The MMF hired Thomas Berger, a former BC politician and judge known for his work in Aboriginal cases, as their heavyweight for their land claims case.

For his opening statement in April 2006, Berger said the distribution of land happened seven years after the agreement and that laws were passed that made speculators buying land already claimed by the Metis that much easier.

Also, Chartrand pointed out that though the case had been launched in 1981 that much of the delay happened because the MMF has some issues to wrinkle out before going ahead with the case.

Chartrand said that he is hoping the case will make it to Canada’s top court in three years.

Bill Flamond, a retired Metis broadcaster, is hopeful the case can be resolved soon but is not too hopeful.

“I’ll be long gone before anything happens with the land claims case,” said Flamond.
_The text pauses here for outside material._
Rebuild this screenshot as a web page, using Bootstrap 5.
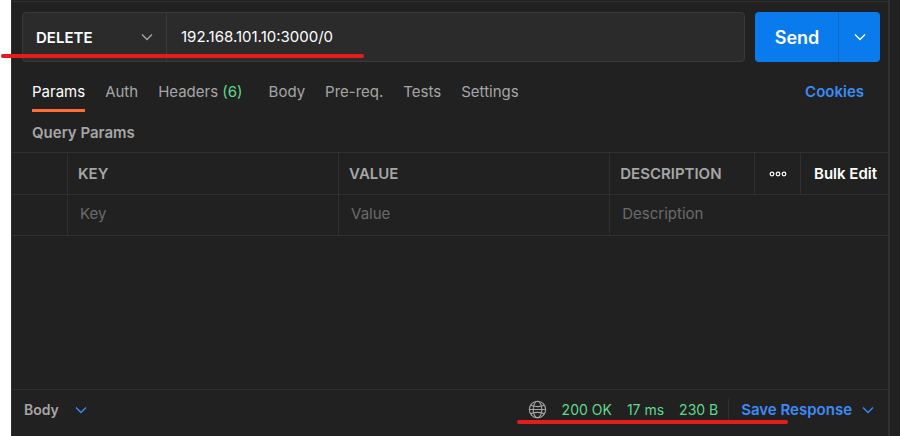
<!DOCTYPE html>
<html lang="en" data-bs-theme="dark">
<head>
<meta charset="utf-8">
<meta name="viewport" content="width=device-width, initial-scale=1">
<title>API request</title>
<link href="https://cdn.jsdelivr.net/npm/bootstrap@5.3.0/dist/css/bootstrap.min.css" rel="stylesheet">
<style>
  :root { --panel: #212121; --line: #303030; --field: #2b2b2b; --muted: #a6a6a6; --blue: #3d8bf8; --green: #5fd98b; }
  body { background: #fff; color: #fff; font-family: Inter, "Liberation Sans", sans-serif; font-size: 15px; line-height: 20px; }
  .workspace { margin-left: 11px; background: var(--panel); border-left: 1px solid var(--line); }
  .request-pane { border-right: 2px solid #303030; min-width: 0; }
  .side-gutter { width: 10px; }
  .top-rule { height: 2px; border-bottom: 1px solid var(--line); }
  .request-line { padding: 10px 8px 0 10px; gap: 10px; }
  .url-box { background: var(--field); border: 1px solid #3a3a3a; border-radius: 4px; height: 50px; }
  .method { width: 144px; border-right: 1px solid #3a3a3a; }
  .method select { appearance: none; background: transparent; border: 0; color: #fff; font-weight: 600; padding: 2px 0 0 13px; }
  .method select option { background: var(--field); }
  .method svg { right: 13px; top: 20px; pointer-events: none; }
  .url-box input { background: transparent; border: 0; color: #fff; padding: 0 14px; min-width: 0; }
  .send-group .btn { --bs-btn-bg: #097bed; --bs-btn-border-color: #097bed; --bs-btn-color: #fff; --bs-btn-hover-bg: #0a6fd4; --bs-btn-hover-color: #fff; --bs-btn-border-radius: 4px; border: 0; height: 50px; }
  .send-group { width: 125px; }
  .send-group .send-main { flex: 0 0 84px; font-size: 18px; font-weight: 600; padding: 0; }
  .send-group .send-more { flex: 0 0 42px; padding: 0; border-left: 1px solid #0a6bce; }
  .tabs { padding: 17px 24px 0 20px; }
  .tabs .nav { gap: 20px; }
  .tabs .nav-link { color: var(--muted); padding: 3px 0 7px; border-bottom: 3px solid transparent; }
  .tabs .nav-link.active { color: #fff; border-color: #ff6c37; }
  .tabs .wide-gap { margin-right: 6px; }
  .tabs .cookies { padding-top: 3px; }
  .count { color: var(--green); }
  .blue { color: var(--blue); }
  h2.section { font-size: 15px; line-height: 20px; font-weight: 600; color: var(--muted); margin: 0; padding: 11px 20px 9px; }
  .params { table-layout: fixed; border-collapse: separate; border-spacing: 0; border-top: 1px solid var(--line); }
  .params th, .params td { border-bottom: 1px solid var(--line); border-right: 1px solid var(--line); padding: 0 10px; vertical-align: middle; color: var(--muted); }
  .params th { height: 42px; font-weight: 600; }
  .params td { height: 41px; padding: 0 12px 2px; }
  .params tr > :last-child { border-right: 0; }
  .col-tick { width: 56px; }
  .col-text { width: 30.95%; }
  .col-more { width: 46px; }
  .col-bulk { width: 87px; }
  .params input { background: transparent; border: 0; padding: 0; color: #fff; height: 20px; display: block; }
  .params input::placeholder { color: #6b6b6b; opacity: 1; }
  .plain { background: transparent; border: 0; padding: 0; color: #fff; font-weight: 600; }
  .params .bulk { padding: 0 11px 0 0; text-align: right; }
  .params .more { padding: 0; }
  .response-bar { border-top: 1px solid var(--line); padding: 8px 14px 14px 12px; height: 47px; }
  .plain.body-toggle { color: var(--muted); gap: 16px; font-size: 14px; padding-bottom: 1px; }
  .stats { color: var(--green); gap: 15px; font-size: 14px; padding-bottom: 1px; }
  .plain.save { color: var(--blue); border-left: 1px solid var(--line); padding-left: 12px; margin-left: 10px; height: 22px; gap: 10px; }
  .underline { height: 4px; border-radius: 2px; background: #e51c1c; pointer-events: none; }
  .under-url { left: 1px; top: 54px; width: 363px; }
  .under-stats { left: 517px; bottom: 12px; width: 271px; }
</style>
</head>
<body>
<svg class="d-none" aria-hidden="true">
  <symbol id="chevron" viewBox="0 0 12 8"><path d="M1 1.5 6 6.5 11 1.5" fill="none" stroke="currentColor" stroke-width="1.3"/></symbol>
</svg>
<div class="position-relative vh-100 d-flex">
  <div class="workspace d-flex flex-grow-1">
    <main class="request-pane d-flex flex-column flex-grow-1">
      <div class="top-rule"></div>
      <form class="request-line d-flex">
        <div class="url-box d-flex flex-grow-1">
          <div class="method position-relative flex-shrink-0">
            <select class="w-100 h-100" aria-label="Method"><option>DELETE</option><option>GET</option><option>POST</option><option>PUT</option></select>
            <svg class="position-absolute" width="12" height="8" color="#a6a6a6" aria-hidden="true"><use href="#chevron"/></svg>
          </div>
          <input class="flex-grow-1" type="text" value="192.168.101.10:3000/0" aria-label="Request URL">
        </div>
        <div class="btn-group send-group flex-shrink-0">
          <button type="button" class="btn send-main">Send</button>
          <button type="button" class="btn send-more d-flex align-items-center justify-content-center" aria-label="Send options"><svg width="12" height="8" aria-hidden="true"><use href="#chevron"/></svg></button>
        </div>
      </form>
      <div class="tabs d-flex justify-content-between">
        <nav class="nav flex-nowrap" aria-label="Request settings">
          <a class="nav-link active" href="#params">Params</a>
          <a class="nav-link" href="#auth">Auth</a>
          <a class="nav-link wide-gap" href="#headers">Headers <span class="count">(6)</span></a>
          <a class="nav-link" href="#body">Body</a>
          <a class="nav-link" href="#prereq">Pre-req.</a>
          <a class="nav-link" href="#tests">Tests</a>
          <a class="nav-link" href="#settings">Settings</a>
        </nav>
        <a class="cookies blue fw-semibold text-decoration-none" href="#cookies">Cookies</a>
      </div>
      <section id="params">
        <h2 class="section">Query Params</h2>
        <table class="params w-100">
          <colgroup><col class="col-tick"><col class="col-text"><col class="col-text"><col><col class="col-more"><col class="col-bulk"></colgroup>
          <thead>
            <tr>
              <th></th><th scope="col">KEY</th><th scope="col">VALUE</th><th scope="col">DESCRIPTION</th>
              <th class="more"><button type="button" class="plain d-block mx-auto" aria-label="Columns"><svg class="d-block" width="18" height="6" fill="none" stroke="currentColor" stroke-width="1.2" aria-hidden="true"><circle cx="3" cy="3" r="1.8"/><circle cx="9" cy="3" r="1.8"/><circle cx="15" cy="3" r="1.8"/></svg></button></th>
              <th class="bulk"><button type="button" class="plain">Bulk Edit</button></th>
            </tr>
          </thead>
          <tbody>
            <tr>
              <td></td>
              <td><input class="w-100" type="text" placeholder="Key" aria-label="Key"></td>
              <td><input class="w-100" type="text" placeholder="Value" aria-label="Value"></td>
              <td colspan="3"><input class="w-100" type="text" placeholder="Description" aria-label="Description"></td>
            </tr>
          </tbody>
        </table>
      </section>
      <footer class="response-bar d-flex align-items-center justify-content-between mt-auto">
        <button type="button" class="plain body-toggle d-flex align-items-center">Body <svg class="blue" width="12" height="8" aria-hidden="true"><use href="#chevron"/></svg></button>
        <div class="d-flex align-items-center">
          <div class="stats d-flex align-items-center">
            <svg width="19" height="19" viewBox="0 0 19 19" fill="none" stroke="#a6a6a6" stroke-width="1.1" role="img" aria-label="Network"><circle cx="9.5" cy="9.5" r="8.2"/><ellipse cx="9.5" cy="9.5" rx="4.3" ry="8.2"/><path d="M2.6 5.2Q9.5 8 16.4 5.2M2.6 13.8Q9.5 11 16.4 13.8M1.3 9.5H17.7"/></svg>
            <span>200 OK</span><span>17 ms</span><span>230 B</span>
          </div>
          <button type="button" class="plain save d-flex align-items-center">Save Response <svg width="12" height="8" aria-hidden="true"><use href="#chevron"/></svg></button>
        </div>
      </footer>
    </main>
    <div class="side-gutter flex-shrink-0"></div>
  </div>
  <div class="underline under-url position-absolute"></div>
  <div class="underline under-stats position-absolute"></div>
</div>
<script src="https://cdn.jsdelivr.net/npm/bootstrap@5.3.0/dist/js/bootstrap.bundle.min.js"></script>
</body>
</html>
However, Flamond said the case was never about getting something now but laying down something for future generations.

He remembers when the MMF first filed the case back in the early 1980’s.

Like Chartrand pointed out, Flamond said there is no idea what would happen if the MMF ultimately wins their land claims.

The MMF has already stated that it does not want the land back with some of the former Metis property accounting for some of Manitoba’s most prime real estate.

Flamond hopes to see a mixture of money and land like Manitoba’s First Nations received through various Treaty Land Entitlement agreements.

However, the future of the Metis nation is now in the hands of the Metis themselves who are pressing for the recognition of a host of rights. Though recognized as an Aboriginal group in the 1982 Canadian Constitution, Metis rights have never actually been spelled out or the fiduciary obligations of the government.

Another Metis case that made it to the Supreme Court of Canada was the Powley Decision that recognized, for the first time, that Metis people do have the right to hunt on their traditional territory.